── SUPPLIED DATA

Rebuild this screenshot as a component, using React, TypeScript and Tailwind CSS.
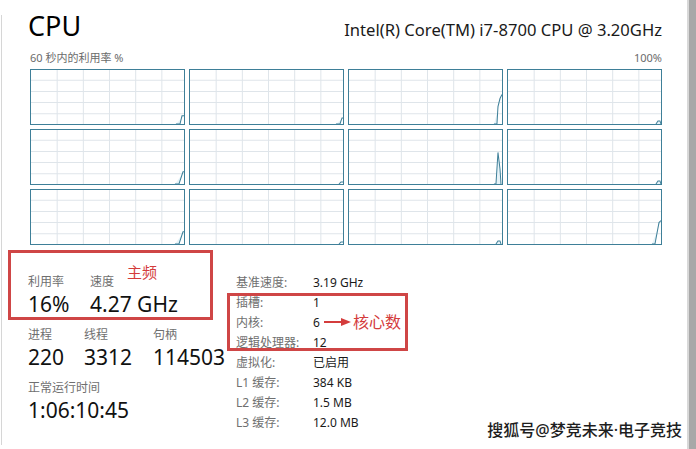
import React from 'react'

// tiny usage traces in the bottom-right corner of each core graph
const traces: string[] = [
  '144,53 148,53 150,45 152,45',
  '145,53 149,53 151,47 152,47',
  '144,53 147,53 148,36 150,28 152,24',
  '147,53 149,50 151,50 152,53',
  '143,53 147,53 151,41 152,41',
  '148,53 150,51 152,51',
  '144,53 146,53 148,22 150,38 151,53',
  '147,53 149,50 151,50 152,53',
  '143,53 147,53 151,41 152,41',
  '148,53 150,51 152,51',
  '146,53 148,50 150,50 151,53',
  '143,53 146,53 150,32 152,30',
]

function CoreGraph({ trace }: { trace: string }) {
  return (
    <div className="h-[56px] border-[1.5px] border-[#3e7f98] bg-white">
      <svg viewBox="0 0 152 53" preserveAspectRatio="none" className="block h-full w-full">
        {[26, 52, 78, 104, 130].map((x) => (
          <line key={x} x1={x} y1={0} x2={x} y2={53} stroke="#dfe5ea" strokeWidth={1} />
        ))}
        {[10, 21, 32, 43].map((y) => (
          <line key={y} x1={0} y1={y} x2={152} y2={y} stroke="#dfe5ea" strokeWidth={1} />
        ))}
        <polyline points={trace} fill="#e6f3f8" stroke="#3e7f98" strokeWidth={1} />
      </svg>
    </div>
  )
}

function Stat({ label, value, w }: { label: string; value: string; w?: string }) {
  return (
    <div className={w}>
      <div className="text-[12px] leading-[16px] text-[#6f6f6f]">{label}</div>
      <div className="mt-[1px] text-[21px] leading-[26px] text-[#111]">{value}</div>
    </div>
  )
}

const details = [
  ['基准速度:', '3.19 GHz'],
  ['插槽:', '1'],
  ['内核:', '6'],
  ['逻辑处理器:', '12'],
  ['虚拟化:', '已启用'],
  ['L1 缓存:', '384 KB'],
  ['L2 缓存:', '1.5 MB'],
  ['L3 缓存:', '12.0 MB'],
]

export default function App() {
  return (
    <div className="relative flex h-[449px] w-[696px] overflow-hidden bg-white font-['Noto_Sans','Noto_Sans_CJK_SC',sans-serif]">
      <div className="mb-[4px] ml-[1px] mt-[15px] w-px bg-[#d6d6d6]" />

      <div className="flex-1 pl-[26px]">
        <div className="flex w-[634px] items-baseline justify-between pt-[10px]">
          <span className="text-[27px] leading-[32px] text-black">CPU</span>
          <span className="text-[16.6px] leading-[20px] text-[#1a1a1a]">Intel(R) Core(TM) i7-8700 CPU @ 3.20GHz</span>
        </div>

        <div className="ml-[2px] mt-[9px] flex w-[632px] justify-between text-[11px] leading-[14px] text-[#6b6b6b]">
          <span>60 秒内的利用率 %</span>
          <span>100%</span>
        </div>

        <div className="ml-[2px] mt-[4px] grid w-[632px] grid-cols-4 gap-[4px]">
          {traces.map((t, i) => (
            <CoreGraph key={i} trace={t} />
          ))}
        </div>

        <div className="mt-[29px] flex">
          <div className="flex w-[208px] flex-col gap-[10px]">
            <div className="flex">
              <Stat label="利用率" value="16%" w="w-[62px]" />
              <Stat label="速度" value="4.27 GHz" />
            </div>
            <div className="flex">
              <Stat label="进程" value="220" w="w-[56px]" />
              <Stat label="线程" value="3312" w="w-[69px]" />
              <Stat label="句柄" value="114503" />
            </div>
            <Stat label="正常运行时间" value="1:06:10:45" />
          </div>

          <div className="-mt-[1px] flex flex-col text-[12px] leading-[20px]">
            {details.map(([k, v]) => (
              <div key={k} className="flex">
                <span className="w-[77px] text-[#6f6f6f]">{k}</span>
                <span className="text-[#1a1a1a]">{v}</span>
              </div>
            ))}
          </div>
        </div>
      </div>

      <div className="w-[9px] border-l-2 border-[#d8d8d8] bg-[#a8a8a8]" />

      {/* annotations */}
      <div className="absolute left-[8px] top-[250px] h-[70px] w-[205px] border-[3px] border-[#cf4646]" />
      <span className="absolute left-[127px] top-[262px] text-[15px] leading-[20px] text-[#d43c3c]">主频</span>
      <div className="absolute left-[227px] top-[293px] h-[58px] w-[181px] border-[3px] border-[#cf4646]" />
      <svg className="absolute left-[324px] top-[317px]" width="28" height="10" viewBox="0 0 28 10">
        <line x1="0" y1="5" x2="19" y2="5" stroke="#d43c3c" strokeWidth="2" />
        <polygon points="17,1 27,5 17,9" fill="#d43c3c" />
      </svg>
      <span className="absolute left-[353px] top-[312px] text-[16px] leading-[20px] text-[#d43c3c]">核心数</span>

      <span className="absolute right-[14px] top-[420px] text-[16px] font-medium leading-[20px] text-[#1e1e1e] [text-shadow:0_0_2px_#fff,0_0_1px_#fff]">
        搜狐号@梦竞未来·电子竞技
      </span>
    </div>
  )
}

────

Without including any pictures, print all of the material exactly as given.

Rebuild this screenshot as a component, using React, TypeScript and Tailwind CSS.
import React from 'react'

// tiny usage traces in the bottom-right corner of each core graph
const traces: string[] = [
  '144,53 148,53 150,45 152,45',
  '145,53 149,53 151,47 152,47',
  '144,53 147,53 148,36 150,28 152,24',
  '147,53 149,50 151,50 152,53',
  '143,53 147,53 151,41 152,41',
  '148,53 150,51 152,51',
  '144,53 146,53 148,22 150,38 151,53',
  '147,53 149,50 151,50 152,53',
  '143,53 147,53 151,41 152,41',
  '148,53 150,51 152,51',
  '146,53 148,50 150,50 151,53',
  '143,53 146,53 150,32 152,30',
]

function CoreGraph({ trace }: { trace: string }) {
  return (
    <div className="h-[56px] border-[1.5px] border-[#3e7f98] bg-white">
      <svg viewBox="0 0 152 53" preserveAspectRatio="none" className="block h-full w-full">
        {[26, 52, 78, 104, 130].map((x) => (
          <line key={x} x1={x} y1={0} x2={x} y2={53} stroke="#dfe5ea" strokeWidth={1} />
        ))}
        {[10, 21, 32, 43].map((y) => (
          <line key={y} x1={0} y1={y} x2={152} y2={y} stroke="#dfe5ea" strokeWidth={1} />
        ))}
        <polyline points={trace} fill="#e6f3f8" stroke="#3e7f98" strokeWidth={1} />
      </svg>
    </div>
  )
}

function Stat({ label, value, w }: { label: string; value: string; w?: string }) {
  return (
    <div className={w}>
      <div className="text-[12px] leading-[16px] text-[#6f6f6f]">{label}</div>
      <div className="mt-[1px] text-[21px] leading-[26px] text-[#111]">{value}</div>
    </div>
  )
}

const details = [
  ['基准速度:', '3.19 GHz'],
  ['插槽:', '1'],
  ['内核:', '6'],
  ['逻辑处理器:', '12'],
  ['虚拟化:', '已启用'],
  ['L1 缓存:', '384 KB'],
  ['L2 缓存:', '1.5 MB'],
  ['L3 缓存:', '12.0 MB'],
]

export default function App() {
  return (
    <div className="relative flex h-[449px] w-[696px] overflow-hidden bg-white font-['Noto_Sans','Noto_Sans_CJK_SC',sans-serif]">
      <div className="mb-[4px] ml-[1px] mt-[15px] w-px bg-[#d6d6d6]" />

      <div className="flex-1 pl-[26px]">
        <div className="flex w-[634px] items-baseline justify-between pt-[10px]">
          <span className="text-[27px] leading-[32px] text-black">CPU</span>
          <span className="text-[16.6px] leading-[20px] text-[#1a1a1a]">Intel(R) Core(TM) i7-8700 CPU @ 3.20GHz</span>
        </div>

        <div className="ml-[2px] mt-[9px] flex w-[632px] justify-between text-[11px] leading-[14px] text-[#6b6b6b]">
          <span>60 秒内的利用率 %</span>
          <span>100%</span>
        </div>

        <div className="ml-[2px] mt-[4px] grid w-[632px] grid-cols-4 gap-[4px]">
          {traces.map((t, i) => (
            <CoreGraph key={i} trace={t} />
          ))}
        </div>

        <div className="mt-[29px] flex">
          <div className="flex w-[208px] flex-col gap-[10px]">
            <div className="flex">
              <Stat label="利用率" value="16%" w="w-[62px]" />
              <Stat label="速度" value="4.27 GHz" />
            </div>
            <div className="flex">
              <Stat label="进程" value="220" w="w-[56px]" />
              <Stat label="线程" value="3312" w="w-[69px]" />
              <Stat label="句柄" value="114503" />
            </div>
            <Stat label="正常运行时间" value="1:06:10:45" />
          </div>

          <div className="-mt-[1px] flex flex-col text-[12px] leading-[20px]">
            {details.map(([k, v]) => (
              <div key={k} className="flex">
                <span className="w-[77px] text-[#6f6f6f]">{k}</span>
                <span className="text-[#1a1a1a]">{v}</span>
              </div>
            ))}
          </div>
        </div>
      </div>

      <div className="w-[9px] border-l-2 border-[#d8d8d8] bg-[#a8a8a8]" />

      {/* annotations */}
      <div className="absolute left-[8px] top-[250px] h-[70px] w-[205px] border-[3px] border-[#cf4646]" />
      <span className="absolute left-[127px] top-[262px] text-[15px] leading-[20px] text-[#d43c3c]">主频</span>
      <div className="absolute left-[227px] top-[293px] h-[58px] w-[181px] border-[3px] border-[#cf4646]" />
      <svg className="absolute left-[324px] top-[317px]" width="28" height="10" viewBox="0 0 28 10">
        <line x1="0" y1="5" x2="19" y2="5" stroke="#d43c3c" strokeWidth="2" />
        <polygon points="17,1 27,5 17,9" fill="#d43c3c" />
      </svg>
      <span className="absolute left-[353px] top-[312px] text-[16px] leading-[20px] text-[#d43c3c]">核心数</span>

      <span className="absolute right-[14px] top-[420px] text-[16px] font-medium leading-[20px] text-[#1e1e1e] [text-shadow:0_0_2px_#fff,0_0_1px_#fff]">
        搜狐号@梦竞未来·电子竞技
      </span>
    </div>
  )
}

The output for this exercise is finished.